Mieux surveiller la rue pour le compte des collectivités territoriales. C'est la mission que s'est donnée la startup parisienne Vizzia. Fondée en 2021 par Katrin de Proyart et Alexandre Leboucher, elle développe des capteurs capables de détecter les dépôts sauvages et des dispositifs de vidéoprotection nouvelle génération, 100 % 4G/5G et déployables en quelques heures. L’entreprise met en avant une approche simple, conforme au RGPD et reposant sur des serveurs souverains. Elle annonce aujourd'hui en exclusivité pour Maddyness un tour de table de 16 millions d'euros mené par Headline, accompagné de Sistafund. Cette opération doit permettre à l’entreprise de renforcer son maillage en France et de préparer une expansion en Europe.
Une alternative souveraine aux solutions américaines
Déjà adoptées par plus de 200 collectivités, ses solutions ont permis de traiter 110 000 événements suspects en un an, avec une réduction allant jusqu’à 90 % des dépôts sauvages dans certaines communes. Parmi ses premières références, on retrouve Le Havre, Avignon, Hyères, Vénissieux, Montélimar, Saint-Tropez, Béziers ou encore Bonifacio. "Aujourd’hui, on travaille avec 200 villes de toutes tailles, des communes de quelques centaines d’habitants jusqu’à Avignon ou Le Havre", précise Katrin de Proyart.

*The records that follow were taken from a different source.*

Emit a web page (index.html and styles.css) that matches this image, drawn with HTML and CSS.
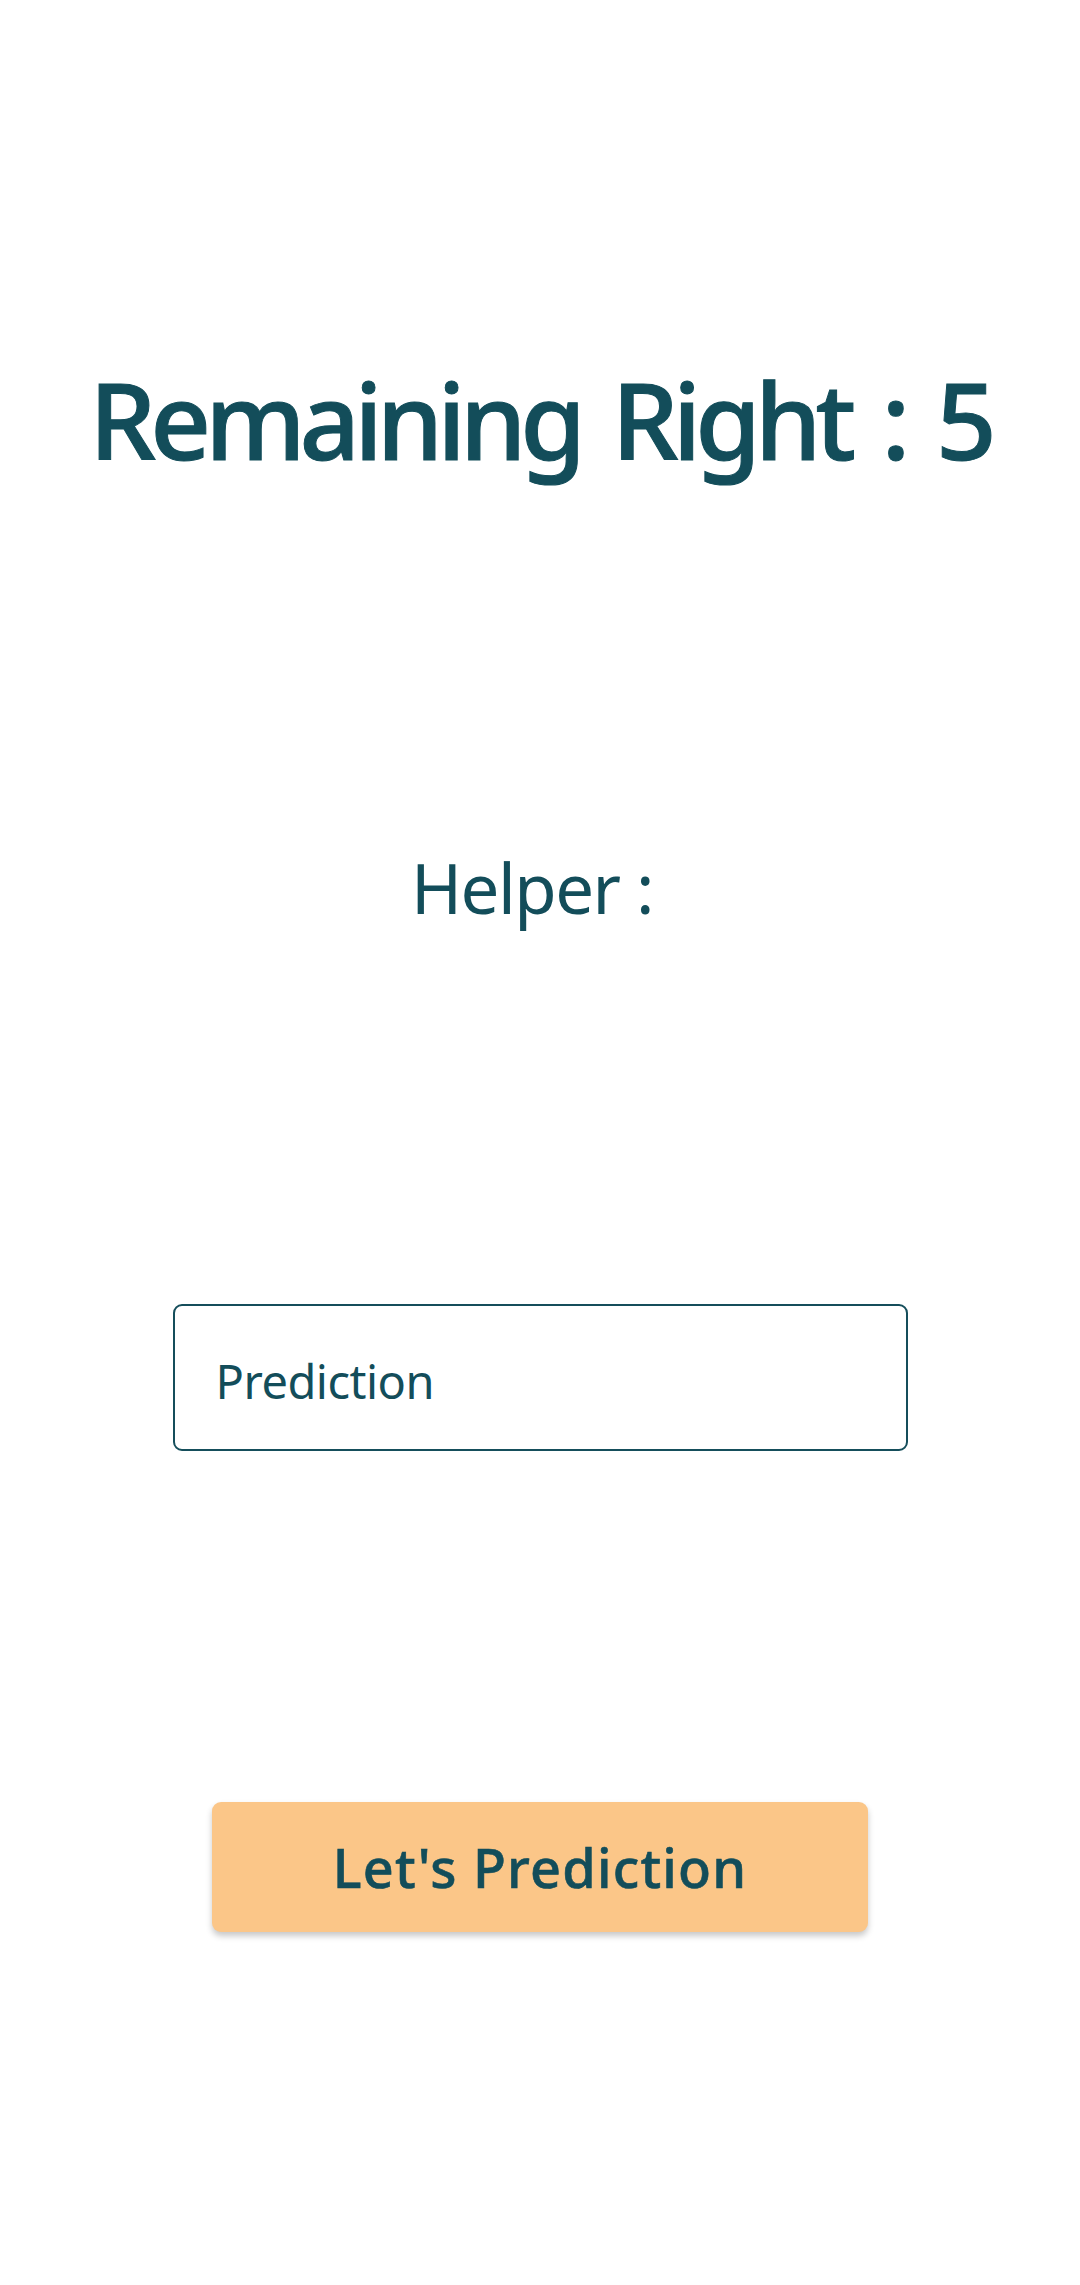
FILE: index.html
```html
<!DOCTYPE html>
<html lang="en">
<head>
<meta charset="utf-8">
<title>Prediction</title>
<link rel="stylesheet" href="styles.css">
</head>
<body>
<main class="screen">
  <h1 class="title">Remaining Right : 5</h1>
  <p class="helper">Helper :</p>
  <label class="field">
    <input class="field-input" type="text" placeholder="Prediction">
  </label>
  <button class="cta" type="button">Let's Prediction</button>
</main>
</body>
</html>
```

FILE: styles.css
```css
html, body {
  margin: 0;
  padding: 0;
  background: #ffffff;
}
body {
  font-family: "Noto Sans", "Open Sans", sans-serif;
  color: #134d5a;
}
.screen {
  display: flex;
  flex-direction: column;
  align-items: center;
  padding-top: 366px;
  min-height: 2285px;
  box-sizing: border-box;
}
.title {
  margin: 0;
  font-size: 106px;
  line-height: 1;
  font-weight: 500;
  letter-spacing: -6px;
  word-spacing: 10px;
  white-space: nowrap;
  -webkit-text-stroke: 1px #134d5a;
}
.helper {
  margin: 381px 0 0;
  font-size: 69px;
  line-height: 1;
  font-weight: 400;
  letter-spacing: -1.5px;
  padding-right: 16px;
}
.field {
  margin-top: 382px;
  width: 735px;
  height: 147px;
  box-sizing: border-box;
  border: 2.5px solid #154e5b;
  border-radius: 9px;
  display: flex;
  align-items: center;
  padding: 0 0 0 41px;
}
.field-input {
  border: none;
  outline: none;
  background: transparent;
  width: 100%;
  font-family: inherit;
  font-size: 47px;
  color: #134d5a;
  padding: 6px 0 0;
  letter-spacing: -0.5px;
}
.field-input::placeholder {
  color: #134d5a;
  opacity: 1;
}
.cta {
  margin-top: 351px;
  width: 656px;
  height: 130px;
  border: none;
  border-radius: 9px;
  background: #fbc688;
  color: #134d5a;
  font-family: inherit;
  font-size: 54px;
  font-weight: 500;
  letter-spacing: 1.2px;
  -webkit-text-stroke: 0.6px #134d5a;
  box-shadow: 0 4px 6px rgba(0, 0, 0, 0.22);
  cursor: pointer;
}
```
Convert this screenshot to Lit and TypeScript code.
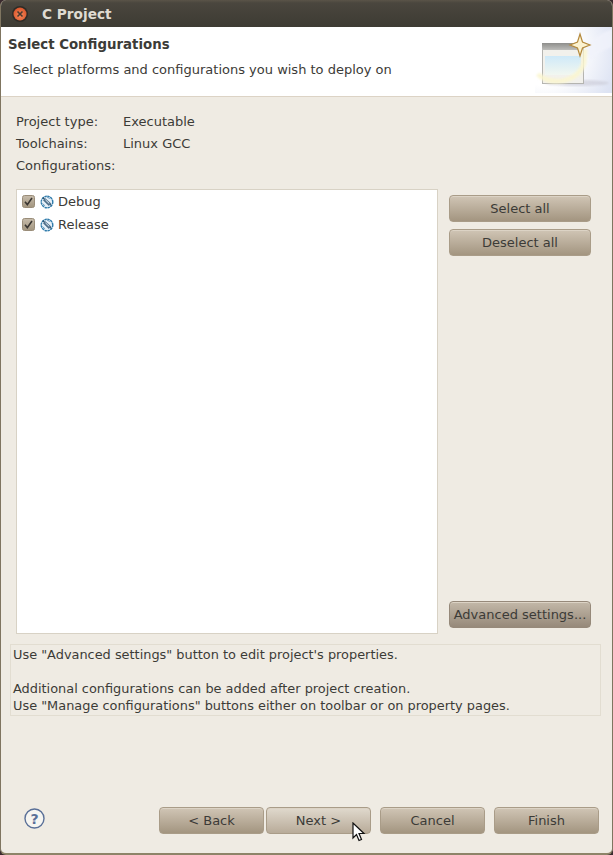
import { LitElement, html, css, svg } from "lit";
import { customElement } from "lit/decorators.js";

const configIcon = svg`<svg class="cfg" width="14" height="14" viewBox="0 0 14 14">
  <circle cx="7" cy="7" r="5.8" fill="#e6f0f8" stroke="#2f7bab" stroke-width="1.4" stroke-dasharray="2.4 0.6"/>
  <path d="M2.8 2.6 L11.2 10.4" stroke="#24465f" stroke-width="1.2" fill="none"/>
  <path d="M5 3 L11.2 8.6 L8.8 11 L3 5.2 Z" fill="#4f6f8a"/>
  <path d="M5.4 4.8 L9.2 8.4" stroke="#e3edf5" stroke-width="1" fill="none"/>
  <path d="M2.5 8.5 L5 10.8 M7 2 L9.8 3.6" stroke="#5f93b8" stroke-width="0.9" fill="none"/>
</svg>`;

const check = svg`<svg class="chk" width="13" height="13" viewBox="0 0 13 13">
  <defs><linearGradient id="cb" x1="0" y1="0" x2="0" y2="1"><stop offset="0" stop-color="#c7bcab"/><stop offset="1" stop-color="#a2957f"/></linearGradient></defs>
  <rect x="0.5" y="0.5" width="12" height="12" rx="2" fill="url(#cb)" stroke="#9a8d79"/>
  <path d="M3 6.8 L5.3 9.6 L10 3" fill="none" stroke="#3a3632" stroke-width="1.6"/>
</svg>`;

@customElement("app-root")
export class AppRoot extends LitElement {
  static styles = css`
    :host {
      display: block;
      width: 613px;
      height: 855px;
      background: #3a2a2e;
      font-family: "DejaVu Sans", sans-serif;
      font-size: 13px;
      color: #3c3b37;
      overflow: hidden;
      position: relative;
    }
    .window {
      height: 855px;
      box-sizing: border-box;
      display: flex;
      flex-direction: column;
      background: #efebe3;
      border-left: 1px solid #7f7560;
      border-right: 1px solid #7f7560;
      border-bottom: 2px solid #8d8468;
      border-radius: 6px;
      overflow: hidden;
    }
    .titlebar {
      height: 27px;
      flex: none;
      display: flex;
      align-items: center;
      gap: 13px;
      padding-left: 11px;
      background: linear-gradient(#5a5448 0, #4a463e 3px, #3d3b33 100%);
      color: #dfdbd2;
      font-weight: bold;
      font-size: 13.7px;
    }
    .titlebar span {
      margin-left: 1px;
    }
    .close {
      width: 16px;
      height: 16px;
      flex: none;
    }
    .header {
      height: 70px;
      flex: none;
      box-sizing: border-box;
      background: #fff;
      border-bottom: 1px solid #dcd3c5;
      display: flex;
      justify-content: space-between;
    }
    .header-text {
      display: flex;
      flex-direction: column;
    }
    .header h1 {
      margin: 9px 0 0 7px;
      font-size: 13.33px;
      line-height: 17px;
      font-weight: bold;
      color: #3c3b37;
    }
    .header p {
      margin: 8px 0 0 12px;
      line-height: 17px;
    }
    .banner {
      width: 77px;
      height: 66px;
      flex: none;
    }
    .content {
      flex: 1;
      display: flex;
      flex-direction: column;
      min-height: 0;
    }
    .meta {
      display: grid;
      grid-template-columns: 107px 1fr;
      grid-auto-rows: 22px;
      padding: 14px 0 0 15px;
      line-height: 22px;
    }
    .main {
      display: flex;
      margin: 12px 0 0 15px;
      gap: 11px;
      height: 445px;
    }
    .list {
      width: 422px;
      box-sizing: border-box;
      background: #fff;
      border: 1px solid #d8d2c5;
      padding: 0 0 0 5px;
    }
    .row {
      height: 23px;
      display: flex;
      align-items: center;
      gap: 5px;
    }
    .row span {
      margin-left: -1px;
    }
    .side {
      width: 142px;
      display: flex;
      flex-direction: column;
      gap: 7px;
      padding: 6px 0;
      box-sizing: border-box;
    }
    .spacer {
      flex: 1;
    }
    .btn {
      height: 27px;
      box-sizing: border-box;
      border: 1px solid #a99c88;
      border-radius: 4px;
      background: linear-gradient(#d0c5b5, #a39580);
      display: flex;
      align-items: center;
      justify-content: center;
      white-space: nowrap;
      color: #3c3b37;
      box-shadow: inset 0 1px 0 #dcd3c5;
    }
    .btn.dark {
      background: linear-gradient(#c3b8a8, #96897a);
      border-color: #96897a;
    }
    .btn.hover {
      background: linear-gradient(#e0d9cd, #b8ab99);
    }
    .info {
      margin: 10px 11px 0 9px;
      height: 72px;
      box-sizing: border-box;
      border: 1px solid #e2ddd1;
      padding: 1px 0 0 2px;
      line-height: 17px;
      white-space: pre-line;
      font-size: 12.9px;
    }
    .footer {
      margin-top: auto;
      height: 46px;
      flex: none;
      display: flex;
      align-items: flex-start;
      padding-left: 23px;
    }
    .help {
      width: 21px;
      height: 21px;
      flex: none;
      margin-top: 1px;
    }
    .actions {
      margin-left: auto;
      margin-right: 13px;
      display: flex;
    }
    .actions .btn {
      width: 105px;
      margin-left: 9px;
    }
    .actions .btn:nth-child(2) {
      margin-left: 2px;
    }
    .cursor {
      position: absolute;
      left: 352px;
      top: 822px;
      width: 14px;
      height: 22px;
    }
    .cfg, .chk {
      flex: none;
    }
  `;

  render() {
    return html`
      <div class="window">
        <div class="titlebar">
          <svg class="close" viewBox="0 0 16 16">
            <defs>
              <radialGradient id="cl" cx="0.5" cy="0.6" r="0.6">
                <stop offset="0" stop-color="#f58a5c"/><stop offset="1" stop-color="#d9542a"/>
              </radialGradient>
            </defs>
            <circle cx="8" cy="8" r="8" fill="#2e2c27"/>
            <circle cx="8" cy="8" r="6.5" fill="url(#cl)"/>
            <path d="M5.5 5.5 L10.5 10.5 M10.5 5.5 L5.5 10.5" stroke="#4a3a30" stroke-width="1.6"/>
          </svg>
          <span>C Project</span>
        </div>
        <div class="header">
          <div class="header-text">
            <h1>Select Configurations</h1>
            <p>Select platforms and configurations you wish to deploy on</p>
          </div>
          <svg class="banner" viewBox="0 0 77 66">
            <defs>
              <radialGradient id="bg" gradientUnits="userSpaceOnUse" cx="8" cy="24" r="76">
                <stop offset="0.45" stop-color="#ffffff"/><stop offset="1" stop-color="#dde3f3"/>
              </radialGradient>
              <linearGradient id="sky" x1="0" y1="0" x2="0" y2="1">
                <stop offset="0" stop-color="#cfe9f8"/><stop offset="1" stop-color="#f2f7f0"/>
              </linearGradient>
              <linearGradient id="tb" x1="0" y1="0" x2="0" y2="1">
                <stop offset="0" stop-color="#8e8e8c"/><stop offset="1" stop-color="#bdbdba"/>
              </linearGradient>
              <filter id="soft"><feGaussianBlur stdDeviation="1"/></filter>
            </defs>
            <rect width="77" height="66" fill="url(#bg)"/>
            <path d="M50 20 C60 10 68 6 77 2 V20 C66 24 60 28 56 34 Z" fill="#f1f3fb" opacity="0.8" filter="url(#soft)"/>
            <ellipse cx="42" cy="56" rx="32" ry="3" fill="#c8c8d4" opacity="0.6" filter="url(#soft)"/>
            <rect x="7.5" y="16.5" width="41" height="40" fill="#f2f1ec" stroke="#b4b4b0"/>
            <rect x="7" y="16" width="42" height="7" fill="url(#tb)"/>
            <rect x="10" y="29" width="36" height="19" fill="url(#sky)"/>
            <path d="M3 47 C12 58 42 58 49 36 L50 22" fill="none" stroke="#fbf6cf" stroke-width="5" opacity="0.85" filter="url(#soft)"/>
            <path d="M45 7 L47.5 15 L55 18 L47.5 21 L45 29 L42.5 21 L35 18 L42.5 15 Z" fill="#fbf2d0" stroke="#b4893c" stroke-width="1.2"/>
          </svg>
        </div>
        <div class="content">
          <div class="meta">
            <div>Project type:</div><div>Executable</div>
            <div>Toolchains:</div><div>Linux GCC</div>
            <div>Configurations:</div><div></div>
          </div>
          <div class="main">
            <div class="list">
              <div class="row">${check}${configIcon}<span>Debug</span></div>
              <div class="row">${check}${configIcon}<span>Release</span></div>
            </div>
            <div class="side">
              <div class="btn">Select all</div>
              <div class="btn">Deselect all</div>
              <div class="spacer"></div>
              <div class="btn dark">Advanced settings...</div>
            </div>
          </div>
          <div class="info">Use "Advanced settings" button to edit project's properties.

Additional configurations can be added after project creation.
Use "Manage configurations" buttons either on toolbar or on property pages.</div>
          <div class="footer">
            <svg class="help" viewBox="0 0 21 21">
              <circle cx="10.5" cy="10.5" r="9.5" fill="#f6f5f1" stroke="#5a7098" stroke-width="1.4"/>
              <text x="10.5" y="15.5" text-anchor="middle" font-size="14" font-weight="bold" font-family="DejaVu Sans" fill="#5a7098">?</text>
            </svg>
            <div class="actions">
              <div class="btn">&lt; Back</div>
              <div class="btn hover">Next &gt;</div>
              <div class="btn">Cancel</div>
              <div class="btn">Finish</div>
            </div>
          </div>
        </div>
      </div>
      <svg class="cursor" viewBox="0 0 14 22">
        <path d="M1 1 L1 16 L4.5 12.5 L7 18.5 L9.5 17.5 L7 11.5 L12 11.5 Z" fill="#fff" stroke="#111" stroke-width="1.2"/>
      </svg>
    `;
  }
}
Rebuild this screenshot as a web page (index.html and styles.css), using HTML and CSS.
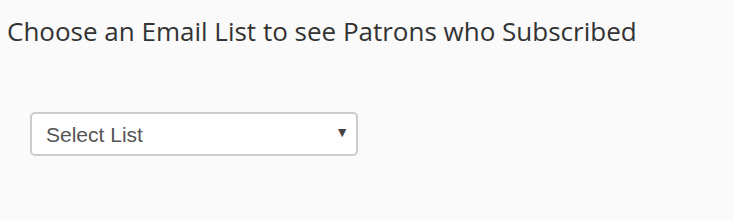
FILE: index.html
```html
<!DOCTYPE html>
<html lang="en">
<head>
    <meta charset="UTF-8">
    <title>Email Lists</title>
    <link rel="stylesheet" href="styles.css">
</head>
<body>

<h1 class="title">Choose an Email List to see Patrons who Subscribed</h1>

<div class="list-picker">
    <div class="select-wrap">
        <select id="listSelect">
            <option>Select List</option>
        </select>
        <span class="arrow">&#9660;</span>
    </div>
</div>

</body>
</html>
```

FILE: styles.css
```css
* {box-sizing: border-box; margin: 0; padding: 0;}
body {background-color: #fafafa; color: #333; padding: 14px 7px 0 7px;}
.title {font-family: "Open Sans", sans-serif; font-weight: 400; font-size: 26px; line-height: 34px; color: #333;}
.list-picker {padding: 64px 0 0 23px;}
.select-wrap {position: relative; width: 328px; height: 44px;}
.select-wrap select {width: 100%; height: 100%; appearance: none; -webkit-appearance: none; background-color: #fff; border: 2px solid #ccc; border-radius: 5px; padding: 0 14px; font-family: "Liberation Sans", Arial, sans-serif; font-size: 21px; color: #555; outline: none;}
.arrow {position: absolute; right: 9px; top: 13px; font-size: 14px; color: #444; pointer-events: none;}
```
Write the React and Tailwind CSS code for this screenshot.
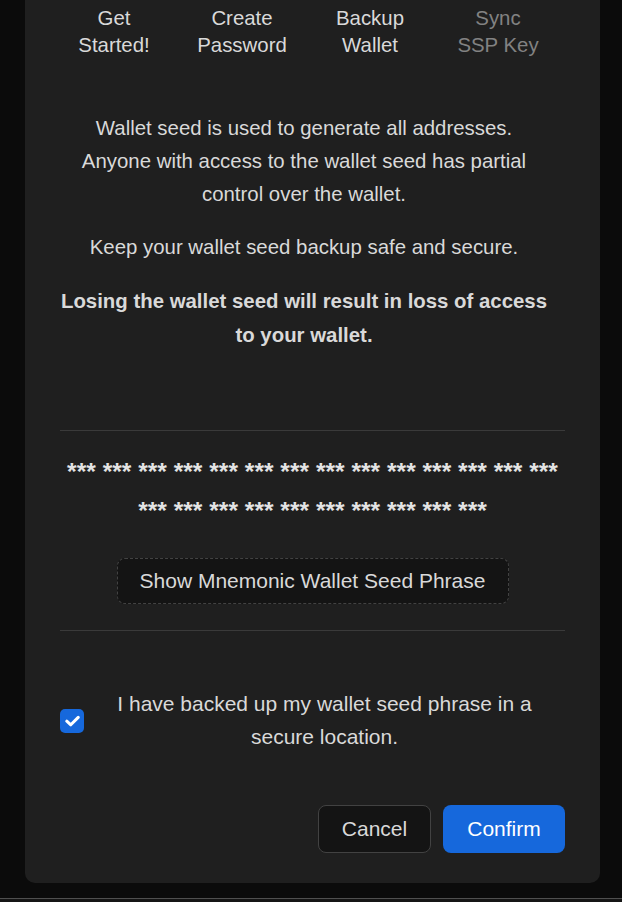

De plus en plus de jeunes pousses se lancent et se développent sur ce secteur de la visiosurveillance comme Orasio, XXII ou Veesion. Cependant, à rebours de ces startups qui misent sur l’intelligence artificielle, Vizzia revendique une technologie volontairement "low tech". Ses solutions reposent sur des systèmes légers, comme la comparaison d’images ou la détection de mouvements, pour identifier dépôts sauvages ou comportements suspects. "On ne fera pas de computer vision en l’état, en France", explique Katrin de Proyart, qui insiste sur l’importance de rester conforme au cadre réglementaire et de privilégier la robustesse. Cette approche permet une mise en œuvre rapide, une maintenance réduite et des résultats concrets pour les collectivités.
Une stratégie commerciale de terrain
Cette levée va permettre à Vizzia de passer à la vitesse supérieure, avec une stratégie offensive sur le terrain. "Le premier, ça va être vraiment de prendre du territoire", explique Katrin de Proyart. "Quand on adresse les collectivités publiques, il faut une vraie présence. On ne peut pas vendre par Internet. Pour prendre du territoire, il faut avoir une équipe commerciale bien développée." Avant d’ajouter : "La deuxième chose, ça va être garder une avance technologique parce que pour devenir leader sur le marché, c’est une composante très importante."
Un positionnement en phase avec les enjeux géopolitiques
Derrière le déploiement de ses capteurs, Vizzia défend une vision stratégique de la tech européenne. La question de la souveraineté occupe une place centrale dans le projet. "On a un enjeu de souveraineté et avoir un fonds européen, c’est immense", précise la dirigeante. Elle insiste également sur la spécificité du produit : pensé dès l’origine pour répondre aux contraintes réglementaires et aux usages européens, il se distingue des solutions venues des États-Unis. "On a un produit qui, par nature, peut répondre aux besoins du marché européen, là où les quelques concurrents qui, dans notre cas, sont surtout américains, n’ont même pas essayé de rentrer sur notre marché."
L’entreprise vise désormais quatre pays prioritaires pour son expansion : l’Allemagne, le Royaume-Uni, l’Espagne et l’Italie. À plus long terme, elle ambitionne d’aller plus loin dans la chaîne de valeur, notamment en développant des logiciels favorisant la coopération interterritoriale pour traiter les incivilités et la délinquance.
Une tendance de fond en faveur de la tech souveraine
Cette opération illustre plus largement un mouvement de fond au sein de la tech européenne : de plus en plus de startups revendiquent des solutions conçues et hébergées en Europe pour séduire investisseurs et clients. En misant sur des infrastructures souveraines et une approche technologique volontairement simple, Vizzia entend démontrer qu’innovation ne rime pas nécessairement avec surenchère technologique. "Nous, on va avoir un positionnement sur à peu près toute la chaîne de valeur que ce soit les infrastructures, le lieu d’hébergement des données, le type d’accompagnement qu’on propose aux collectivités ; ça sera toujours souverain et une vraie vision européenne de la chose ", souligne Katrin de Proyart.
Alors que l’Europe cherche à se défaire de sa dépendance technologique vis-à-vis des géants américains et asiatiques, l’approche sobre et souveraine de Vizzia illustre une tendance de fond : celle de bâtir des champions européens sur des fondations plus résilientes.